After reading this manual, you will be able to extend lq-text, and to
use lq-text in your own applications, either at the shell-script
level or at the C level.

Modules

Technically, lq-text can be thought of as providing a number of services.
You will find that the functions in the C API are each labelled as
belonging to one or more categories, and these categories correspond to
the lq-text services.

The services are as follows:

[1] Lists of Files

lq-text can find a file by searching in a path,
and remembers the names and locations of every indexed file.
Every file is given a unique number, the FID; lq-text mantains a
two-way mapping between filenames and FIDs and back again.


[2] Lists of Words

lq-text keeps a list of every word that has been seen, and relates
that information to match-lists.
Every word is given a unique number, the WID; lq-text mantains a
two-way mapping between filenames and FIDs and back again.
Optionally, to save index space, this mapping can be made one-way only,
from word to WID, and not the other way round.

[3] Lists of Matches

For each word (or, more precisely, for each WID), lq-text retains a list
of matches: that is, of all of the places where the word occurred.
Each match contains a FID, along with other numbers described below
under Matches.  The matches are stored in a compressed format.
You could think of this service as nothing more than an efficient
way to store and later retrieve lists of numbers.

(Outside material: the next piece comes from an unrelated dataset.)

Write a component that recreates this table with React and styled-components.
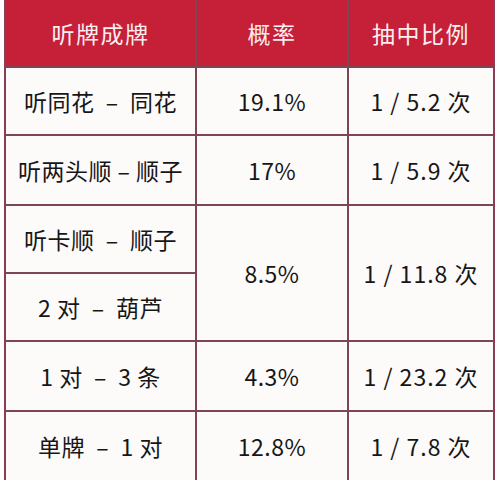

[4] Morphology and Parsing

lq-text provides a number of input filters to read files and extract all
the words from them.
In addition, lq-text attempts to reduce those words to their singular form.
This allows you to search for `boy' and find `boys', for example.

[5] Configuration and Preferences

lq-text provides a fairly primitive configuration mechanism through the
config.txt file in the database directory, and also some Unix command-line
option handling.

[6] Error Handling

lq-text has a single Error function called by the library for all errors.
Currently, the library does not attempt to recover from fatal errors.

[7] Efficient Input and Output

lq-text has a number of internal block buffer caches that are designed
to make input and output very efficient.